◆ **EXERCISE INSTRUCTIONS**: Word for word, transcribe the lines below and drop the pictures.

◆ **DATASET EXTRACT**:
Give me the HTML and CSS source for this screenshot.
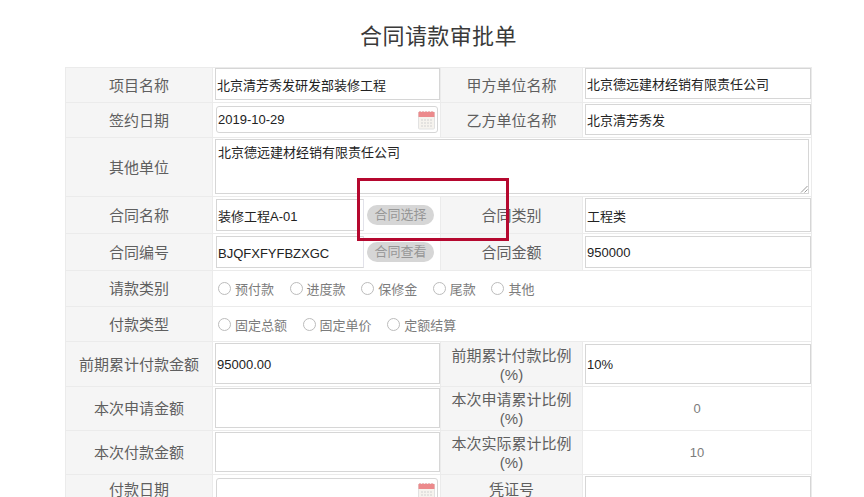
FILE: index.html
```html
<!DOCTYPE html>
<html lang="zh-CN">
<head>
<meta charset="utf-8">
<title>合同请款审批单</title>
<link rel="stylesheet" href="styles.css">
</head>
<body>
<main class="page">
  <h1 class="title">合同请款审批单</h1>
  <div class="sheet">
    <div class="label">项目名称</div>
    <div class="val"><div class="field">北京清芳秀发研发部装修工程</div></div>
    <div class="label">甲方单位名称</div>
    <div class="val end pb3"><div class="field">北京德远建材经销有限责任公司</div></div>

    <div class="label">签约日期</div>
    <div class="val date pt3 pb4"><div class="field rounded">2019-10-29
      <svg class="cal" viewBox="0 0 17 19"><rect x="0.5" y="1" width="16" height="17" rx="1" fill="#f6f3ee" stroke="#e2e2e2"/><rect x="0.5" y="1" width="16" height="5" fill="#ec8a8c"/><path d="M2 1V0M5 1V0M8 1V0M11 1V0M14 1V0" stroke="#ec8a8c"/><path d="M3 9h11M3 12h11M3 15h11" stroke="#d2d2d2" stroke-dasharray="2 1"/></svg>
    </div></div>
    <div class="label">乙方单位名称</div>
    <div class="val end pt1 pb2"><div class="field">北京清芳秀发</div></div>

    <div class="label">其他单位</div>
    <div class="val span3 pt1 pb2 pr2"><div class="field area">北京德远建材经销有限责任公司
      <svg class="grip" viewBox="0 0 8 8"><path d="M1 7.5L7.5 1M4.5 7.5L7.5 4.5" stroke="#999" fill="none"/></svg>
    </div></div>

    <div class="label">合同名称</div>
    <div class="val with-btn pt2 pb2"><div class="field short">装修工程A-01</div><button class="pill" type="button">合同选择</button></div>
    <div class="label">合同类别</div>
    <div class="val end pt1 pb1"><div class="field">工程类</div></div>

    <div class="label">合同编号</div>
    <div class="val with-btn pt2 pb2"><div class="field short low">BJQFXFYFBZXGC</div><button class="pill" type="button">合同查看</button></div>
    <div class="label">合同金额</div>
    <div class="val end pt2 pb2"><div class="field">950000</div></div>

    <div class="label">请款类别</div>
    <div class="val span3 plain radios">
      <label class="opt"><input type="radio" name="kind">预付款</label>
      <label class="opt"><input type="radio" name="kind">进度款</label>
      <label class="opt"><input type="radio" name="kind">保修金</label>
      <label class="opt"><input type="radio" name="kind">尾款</label>
      <label class="opt"><input type="radio" name="kind">其他</label>
    </div>

    <div class="label">付款类型</div>
    <div class="val span3 plain radios">
      <label class="opt"><input type="radio" name="pay">固定总额</label>
      <label class="opt"><input type="radio" name="pay">固定单价</label>
      <label class="opt"><input type="radio" name="pay">定额结算</label>
    </div>

    <div class="label">前期累计付款金额</div>
    <div class="val pt1 pb2"><div class="field low">95000.00</div></div>
    <div class="label two">前期累计付款比例<br>(%)</div>
    <div class="val end pt2 pb2"><div class="field">10%</div></div>

    <div class="label">本次申请金额</div>
    <div class="val pt1 pb2"><div class="field"></div></div>
    <div class="label two">本次申请累计比例<br>(%)</div>
    <div class="val end plain center">0</div>

    <div class="label">本次付款金额</div>
    <div class="val pt1 pb2"><div class="field"></div></div>
    <div class="label two">本次实际累计比例<br>(%)</div>
    <div class="val end plain center">10</div>

    <div class="label">付款日期</div>
    <div class="val date pt3 last"><div class="field rounded">
      <svg class="cal" viewBox="0 0 17 19"><rect x="0.5" y="1" width="16" height="17" rx="1" fill="#f6f3ee" stroke="#e2e2e2"/><rect x="0.5" y="1" width="16" height="5" fill="#ec8a8c"/><path d="M2 1V0M5 1V0M8 1V0M11 1V0M14 1V0" stroke="#ec8a8c"/><path d="M3 9h11M3 12h11M3 15h11" stroke="#d2d2d2" stroke-dasharray="2 1"/></svg>
    </div></div>
    <div class="label">凭证号</div>
    <div class="val end pt1 last"><div class="field"></div></div>
  </div>
</main>
<div class="highlight"></div>
</body>
</html>
```

FILE: styles.css
```css
html, body {
  margin: 0;
  height: 497px;
  overflow: hidden;
  background: #fff;
}

body {
  font-family: "Liberation Sans", "Noto Sans CJK SC", sans-serif;
  color: #222;
}

.page {
  width: 747px;
  padding-left: 65px;
}

.title {
  margin: 0;
  padding: 21px 0 14px;
  font-size: 22px;
  font-weight: 400;
  line-height: 32px;
  letter-spacing: 0.4px;
  text-align: center;
  color: #3a3a3a;
}

.sheet {
  display: grid;
  grid-template-columns: 147px 228px 142px 229px;
  grid-template-rows: 35px 35px 59px 37px 37px 36px 35px 45px 44px 44px 30px;
  border-top: 1px solid #ebebeb;
  border-left: 1px solid #ebebeb;
}

.label,
.val {
  display: flex;
  box-sizing: border-box;
  border-right: 1px solid #ebebeb;
  border-bottom: 1px solid #ebebeb;
}

.label {
  align-items: center;
  justify-content: center;
  background: #f5f5f5;
  color: #5f5f5f;
  font-size: 15px;
  line-height: 19px;
  text-align: center;
}

.two {
  padding-top: 1px;
}

.val {
  padding: 0 0 2px 2px;
  background: #fff;
  font-size: 13px;
}

.pt1 { padding-top: 1px; }
.pt2 { padding-top: 2px; }
.pt3 { padding-top: 3px; }
.pb1 { padding-bottom: 1px; }
.pb2 { padding-bottom: 2px; }
.pb3 { padding-bottom: 3px; }
.pb4 { padding-bottom: 4px; }
.pr2 { padding-right: 2px; }

.date {
  padding-left: 3px;
  padding-right: 2px;
}

.last {
  padding-bottom: 0;
}

.span3 {
  grid-column: span 3;
}

.field {
  position: relative;
  flex: 1;
  display: flex;
  align-items: center;
  box-sizing: border-box;
  min-width: 0;
  padding-left: 1px;
  background: #fff;
  border: 1px solid #d6d6d6;
}

.low {
  padding-top: 2px;
}

.rounded {
  border-radius: 3px;
}

.area {
  align-items: flex-start;
  padding-top: 4px;
  padding-left: 2px;
  line-height: 18px;
}

.cal {
  position: absolute;
  top: 4px;
  right: 2px;
  width: 17px;
  height: 19px;
}

.grip {
  position: absolute;
  right: 0;
  bottom: 0;
  width: 8px;
  height: 8px;
}

.with-btn {
  gap: 3px;
  padding-left: 3px;
}

.short {
  flex: 0 0 148px;
  border-right-color: #e2e2ea;
}

.pill {
  align-self: center;
  width: 67px;
  height: 20px;
  padding: 0;
  border: 0;
  border-radius: 10px;
  background: #d6d6d6;
  color: #969696;
  font: inherit;
  line-height: 20px;
}

.plain {
  align-items: center;
  padding: 0 0 0 5px;
  color: #7c7c7c;
}

.center {
  justify-content: center;
  padding-left: 0;
}

.radios {
  gap: 15.6px;
}

.opt {
  display: flex;
  align-items: center;
  gap: 4px;
}

.opt input {
  appearance: none;
  box-sizing: border-box;
  width: 13px;
  height: 13px;
  margin: 0;
  border: 1px solid #bcbcbc;
  border-radius: 50%;
  background: #fff;
}

.highlight {
  position: absolute;
  left: 357px;
  top: 178px;
  box-sizing: border-box;
  width: 152px;
  height: 63px;
  border: 3px solid #b5082f;
}
```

◆ **EXERCISE OUTPUT**:
Give me the HTML and CSS source for this screenshot.
FILE: index.html
```html
<!DOCTYPE html>
<html lang="zh-CN">
<head>
<meta charset="utf-8">
<title>合同请款审批单</title>
<link rel="stylesheet" href="styles.css">
</head>
<body>
<main class="page">
  <h1 class="title">合同请款审批单</h1>
  <div class="sheet">
    <div class="label">项目名称</div>
    <div class="val"><div class="field">北京清芳秀发研发部装修工程</div></div>
    <div class="label">甲方单位名称</div>
    <div class="val end pb3"><div class="field">北京德远建材经销有限责任公司</div></div>

    <div class="label">签约日期</div>
    <div class="val date pt3 pb4"><div class="field rounded">2019-10-29
      <svg class="cal" viewBox="0 0 17 19"><rect x="0.5" y="1" width="16" height="17" rx="1" fill="#f6f3ee" stroke="#e2e2e2"/><rect x="0.5" y="1" width="16" height="5" fill="#ec8a8c"/><path d="M2 1V0M5 1V0M8 1V0M11 1V0M14 1V0" stroke="#ec8a8c"/><path d="M3 9h11M3 12h11M3 15h11" stroke="#d2d2d2" stroke-dasharray="2 1"/></svg>
    </div></div>
    <div class="label">乙方单位名称</div>
    <div class="val end pt1 pb2"><div class="field">北京清芳秀发</div></div>

    <div class="label">其他单位</div>
    <div class="val span3 pt1 pb2 pr2"><div class="field area">北京德远建材经销有限责任公司
      <svg class="grip" viewBox="0 0 8 8"><path d="M1 7.5L7.5 1M4.5 7.5L7.5 4.5" stroke="#999" fill="none"/></svg>
    </div></div>

    <div class="label">合同名称</div>
    <div class="val with-btn pt2 pb2"><div class="field short">装修工程A-01</div><button class="pill" type="button">合同选择</button></div>
    <div class="label">合同类别</div>
    <div class="val end pt1 pb1"><div class="field">工程类</div></div>

    <div class="label">合同编号</div>
    <div class="val with-btn pt2 pb2"><div class="field short low">BJQFXFYFBZXGC</div><button class="pill" type="button">合同查看</button></div>
    <div class="label">合同金额</div>
    <div class="val end pt2 pb2"><div class="field">950000</div></div>

    <div class="label">请款类别</div>
    <div class="val span3 plain radios">
      <label class="opt"><input type="radio" name="kind">预付款</label>
      <label class="opt"><input type="radio" name="kind">进度款</label>
      <label class="opt"><input type="radio" name="kind">保修金</label>
      <label class="opt"><input type="radio" name="kind">尾款</label>
      <label class="opt"><input type="radio" name="kind">其他</label>
    </div>

    <div class="label">付款类型</div>
    <div class="val span3 plain radios">
      <label class="opt"><input type="radio" name="pay">固定总额</label>
      <label class="opt"><input type="radio" name="pay">固定单价</label>
      <label class="opt"><input type="radio" name="pay">定额结算</label>
    </div>

    <div class="label">前期累计付款金额</div>
    <div class="val pt1 pb2"><div class="field low">95000.00</div></div>
    <div class="label two">前期累计付款比例<br>(%)</div>
    <div class="val end pt2 pb2"><div class="field">10%</div></div>

    <div class="label">本次申请金额</div>
    <div class="val pt1 pb2"><div class="field"></div></div>
    <div class="label two">本次申请累计比例<br>(%)</div>
    <div class="val end plain center">0</div>

    <div class="label">本次付款金额</div>
    <div class="val pt1 pb2"><div class="field"></div></div>
    <div class="label two">本次实际累计比例<br>(%)</div>
    <div class="val end plain center">10</div>

    <div class="label">付款日期</div>
    <div class="val date pt3 last"><div class="field rounded">
      <svg class="cal" viewBox="0 0 17 19"><rect x="0.5" y="1" width="16" height="17" rx="1" fill="#f6f3ee" stroke="#e2e2e2"/><rect x="0.5" y="1" width="16" height="5" fill="#ec8a8c"/><path d="M2 1V0M5 1V0M8 1V0M11 1V0M14 1V0" stroke="#ec8a8c"/><path d="M3 9h11M3 12h11M3 15h11" stroke="#d2d2d2" stroke-dasharray="2 1"/></svg>
    </div></div>
    <div class="label">凭证号</div>
    <div class="val end pt1 last"><div class="field"></div></div>
  </div>
</main>
<div class="highlight"></div>
</body>
</html>
```

FILE: styles.css
```css
html, body {
  margin: 0;
  height: 497px;
  overflow: hidden;
  background: #fff;
}

body {
  font-family: "Liberation Sans", "Noto Sans CJK SC", sans-serif;
  color: #222;
}

.page {
  width: 747px;
  padding-left: 65px;
}

.title {
  margin: 0;
  padding: 21px 0 14px;
  font-size: 22px;
  font-weight: 400;
  line-height: 32px;
  letter-spacing: 0.4px;
  text-align: center;
  color: #3a3a3a;
}

.sheet {
  display: grid;
  grid-template-columns: 147px 228px 142px 229px;
  grid-template-rows: 35px 35px 59px 37px 37px 36px 35px 45px 44px 44px 30px;
  border-top: 1px solid #ebebeb;
  border-left: 1px solid #ebebeb;
}

.label,
.val {
  display: flex;
  box-sizing: border-box;
  border-right: 1px solid #ebebeb;
  border-bottom: 1px solid #ebebeb;
}

.label {
  align-items: center;
  justify-content: center;
  background: #f5f5f5;
  color: #5f5f5f;
  font-size: 15px;
  line-height: 19px;
  text-align: center;
}

.two {
  padding-top: 1px;
}

.val {
  padding: 0 0 2px 2px;
  background: #fff;
  font-size: 13px;
}

.pt1 { padding-top: 1px; }
.pt2 { padding-top: 2px; }
.pt3 { padding-top: 3px; }
.pb1 { padding-bottom: 1px; }
.pb2 { padding-bottom: 2px; }
.pb3 { padding-bottom: 3px; }
.pb4 { padding-bottom: 4px; }
.pr2 { padding-right: 2px; }

.date {
  padding-left: 3px;
  padding-right: 2px;
}

.last {
  padding-bottom: 0;
}

.span3 {
  grid-column: span 3;
}

.field {
  position: relative;
  flex: 1;
  display: flex;
  align-items: center;
  box-sizing: border-box;
  min-width: 0;
  padding-left: 1px;
  background: #fff;
  border: 1px solid #d6d6d6;
}

.low {
  padding-top: 2px;
}

.rounded {
  border-radius: 3px;
}

.area {
  align-items: flex-start;
  padding-top: 4px;
  padding-left: 2px;
  line-height: 18px;
}

.cal {
  position: absolute;
  top: 4px;
  right: 2px;
  width: 17px;
  height: 19px;
}

.grip {
  position: absolute;
  right: 0;
  bottom: 0;
  width: 8px;
  height: 8px;
}

.with-btn {
  gap: 3px;
  padding-left: 3px;
}

.short {
  flex: 0 0 148px;
  border-right-color: #e2e2ea;
}

.pill {
  align-self: center;
  width: 67px;
  height: 20px;
  padding: 0;
  border: 0;
  border-radius: 10px;
  background: #d6d6d6;
  color: #969696;
  font: inherit;
  line-height: 20px;
}

.plain {
  align-items: center;
  padding: 0 0 0 5px;
  color: #7c7c7c;
}

.center {
  justify-content: center;
  padding-left: 0;
}

.radios {
  gap: 15.6px;
}

.opt {
  display: flex;
  align-items: center;
  gap: 4px;
}

.opt input {
  appearance: none;
  box-sizing: border-box;
  width: 13px;
  height: 13px;
  margin: 0;
  border: 1px solid #bcbcbc;
  border-radius: 50%;
  background: #fff;
}

.highlight {
  position: absolute;
  left: 357px;
  top: 178px;
  box-sizing: border-box;
  width: 152px;
  height: 63px;
  border: 3px solid #b5082f;
}
```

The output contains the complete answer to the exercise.